# Measuring acceleration of gravity

1. Nov 26, 2007

### tronter

[SOLVED] Measuring acceleration of gravity

1. The problem statement, all variables and given/known data

The acceleration of gravity can be measured by projecting a body upward and measuring the time that it takes to pass two given points in both directions.

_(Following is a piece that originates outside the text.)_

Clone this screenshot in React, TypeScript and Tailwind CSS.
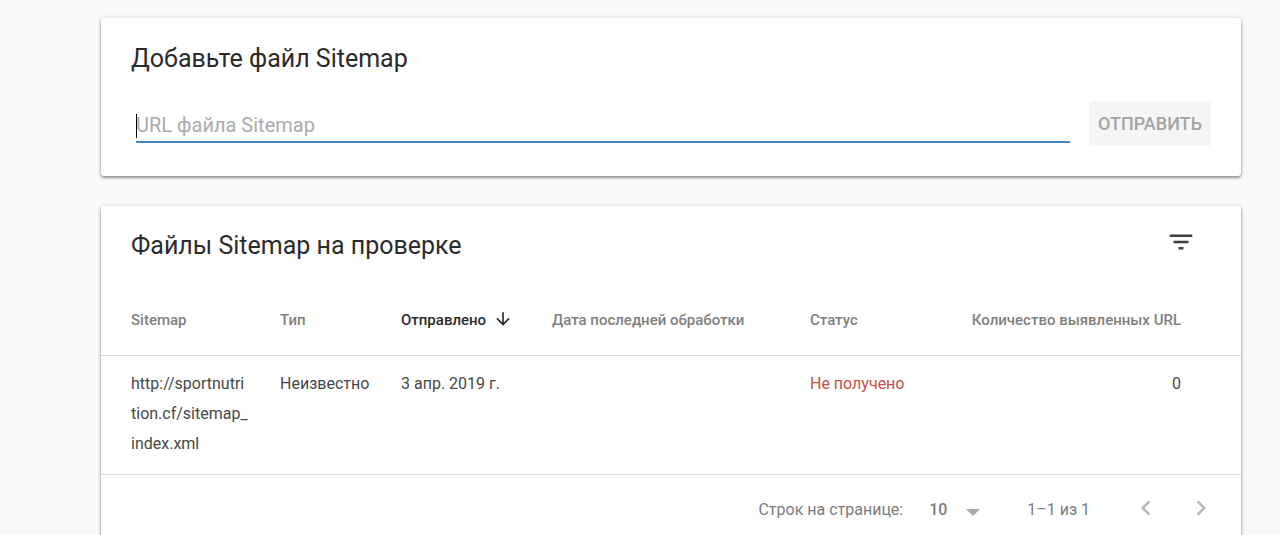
import React, { useState } from "react";

type Sitemap = {
  url: string;
  type: string;
  sent: string;
  processed: string;
  status: string;
  count: number;
};

const sitemaps: Sitemap[] = [
  {
    url: "http://sportnutrition.cf/sitemap_index.xml",
    type: "Неизвестно",
    sent: "3 апр. 2019 г.",
    processed: "",
    status: "Не получено",
    count: 0,
  },
];

function Icon({ d, className }: { d: string; className: string }) {
  return (
    <svg viewBox="0 0 24 24" fill="currentColor" aria-hidden="true" className={className}>
      <path d={d} />
    </svg>
  );
}

function Card({ children }: { children: React.ReactNode }) {
  return (
    <section className="rounded-[3px] bg-white shadow-[0_2px_3px_rgba(0,0,0,0.38),0_0_4px_rgba(0,0,0,0.16)]">
      {children}
    </section>
  );
}

function AddSitemap() {
  const [url, setUrl] = useState("");
  return (
    <Card>
      <form className="px-[30px] pt-[26px] pb-[30px]" onSubmit={(e) => e.preventDefault()}>
        <h2 className="text-[25px] leading-[30px]">
          <label htmlFor="sitemap-url">Добавьте файл Sitemap</label>
        </h2>
        <div className="mt-[27px] flex items-center gap-[19px]">
          <div className="relative ml-[5px] flex-1">
            <input
              id="sitemap-url"
              type="text"
              value={url}
              onChange={(e) => setUrl(e.target.value)}
              placeholder="URL файла Sitemap"
              className="block h-[39px] w-full border-b-2 border-[#4384bd] bg-transparent pt-1 text-[20px] caret-transparent outline-none placeholder:text-[#ababab]"
            />
            <span className="absolute top-[10px] left-0 h-6 w-px bg-black" />
          </div>
          <button
            type="submit"
            disabled={!url}
            className="h-[45px] rounded-[3px] bg-[#f5f5f5] px-[9px] text-[18px] font-medium text-[#a3a3a3]"
          >
            ОТПРАВИТЬ
          </button>
        </div>
      </form>
    </Card>
  );
}

function SitemapList() {
  return (
    <Card>
      <header className="flex items-start justify-between pt-[21px] pr-[45px] pl-[30px]">
        <h2 className="pt-1 text-[25px] leading-[30px]">Файлы Sitemap на проверке</h2>
        <button type="button" aria-label="Фильтр" className="text-[#3c3c3c]">
          <Icon d="M10 18h4v-2h-4v2zM3 6v2h18V6H3zm3 7h12v-2H6v2z" className="size-[30px]" />
        </button>
      </header>
      <table className="mt-6 w-full table-fixed text-left text-[16px]">
        <colgroup>
          <col className="w-[179px]" />
          <col className="w-[121px]" />
          <col className="w-[151px]" />
          <col />
          <col className="w-[130px]" />
          <col className="w-[301px]" />
        </colgroup>
        <thead>
          <tr className="h-[70px] border-b border-[#dcdcdc] text-[15px] whitespace-nowrap text-[#808080]">
            <th className="pl-[30px] font-medium">Sitemap</th>
            <th className="font-medium">Тип</th>
            <th className="font-medium text-[#2b2b2b]" aria-sort="descending">
              <button type="button" className="flex items-start gap-[7px]">
                Отправлено
                <Icon
                  d="M20 12l-1.41-1.41L13 16.17V4h-2v12.17l-5.58-5.59L4 12l8 8 8-8z"
                  className="size-5"
                />
              </button>
            </th>
            <th className="font-medium">Дата последней обработки</th>
            <th className="font-medium">Статус</th>
            <th className="pr-[60px] text-right font-medium">Количество выявленных URL</th>
          </tr>
        </thead>
        <tbody>
          {sitemaps.map((s) => (
            <tr key={s.url} className="border-b border-[#dcdcdc] align-top leading-[30px] text-[#484848]">
              <td className="pt-[13px] pr-[31px] pb-[15px] pl-[30px] break-all">{s.url}</td>
              <td className="pt-[13px]">{s.type}</td>
              <td className="pt-[13px]">{s.sent}</td>
              <td className="pt-[13px]">{s.processed}</td>
              <td className="pt-[13px] text-[#c5504a]">{s.status}</td>
              <td className="pt-[13px] pr-[60px] text-right">{s.count}</td>
            </tr>
          ))}
        </tbody>
      </table>
      <footer className="flex h-[70px] items-center justify-end pr-[25px] text-[16px] text-[#7c7c7c]">
        <label htmlFor="page-size">Строк на странице:</label>
        <div className="relative ml-[26px]">
          <select
            id="page-size"
            defaultValue="10"
            className="block w-[51px] appearance-none bg-transparent font-medium outline-none"
          >
            <option>10</option>
            <option>25</option>
            <option>50</option>
          </select>
          <svg
            viewBox="0 0 14 7"
            aria-hidden="true"
            className="pointer-events-none absolute top-[11px] right-0 w-[14px] text-[#a8a8a8]"
          >
            <path d="M0 0h14L7 7z" fill="currentColor" />
          </svg>
        </div>
        <span className="ml-[47px]">1–1 из 1</span>
        <div className="ml-[41px] flex gap-[25px] pb-1 text-[#b8b8b8]">
          <button type="button" aria-label="Предыдущая страница">
            <Icon d="M15.41 7.41L14 6l-6 6 6 6 1.41-1.41L10.83 12z" className="size-[30px]" />
          </button>
          <button type="button" aria-label="Следующая страница">
            <Icon d="M10 6L8.59 7.41 13.17 12l-4.58 4.59L10 18l6-6z" className="size-[30px]" />
          </button>
        </div>
      </footer>
    </Card>
  );
}

export default function App() {
  return (
    <div className="h-screen overflow-hidden bg-[#fafafa] font-[Roboto,sans-serif] text-[#2b2b2b]">
      <main className="flex flex-col gap-[30px] pt-[18px] pr-[39px] pl-[101px]">
        <AddSitemap />
        <SitemapList />
      </main>
    </div>
  );
}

Show that if the time the body takes to pass the horizontal line $$A$$ in both directions is $$T_A$$, and the time to go by a second line $$B$$ in both directions $$T_B$$, then, assuming that the acceleration is constant, its magnitude is $$g = \frac{8h}{T_{A}^{2} - T_{B}^{2}}$$ where $$h$$ is the height of line $$B$$ above line $$A$$.

2. Relevant equations

3. The attempt at a solution

I am not sure how to approach this. I know that $$g = 9.8$$. The path the body takes is a parabola. And $$a = \dot{v}$$.

Last edited: Nov 26, 2007
2. Nov 26, 2007

### tronter

Since the path is a parabola, I would expect there to be a quadratic term?

3. Nov 27, 2007

### robphy

Draw a y-vs-t graph of the motion.... a parabola.
Mark the two heights with $$y_B> y_A$$.
Note that there are four events.. label them sequentially as "1" (at A), "2" (at B), "3" (at B), "4" (at A).
Do you know any relationships among any of the quantities at those events?

Last edited: Nov 27, 2007
4. Nov 27, 2007

### robphy

By the way, this sounds like a Kleppner-Kolenkow problem.

5. Nov 27, 2007

### tronter

yes it is. I already solved it.

Thanks

6. Nov 27, 2007

### robphy

Great!
Did my hint help? Or did you come up with it yourself?
Or did you use a different approach?

7. Nov 27, 2007

### tronter

Yeah I just used $$y = y_0 + v_{y0}t - \frac{1}{2}gt^{2}$$ where we consider $$y_0 = y_A$$ and $$y_0 = y_B$$.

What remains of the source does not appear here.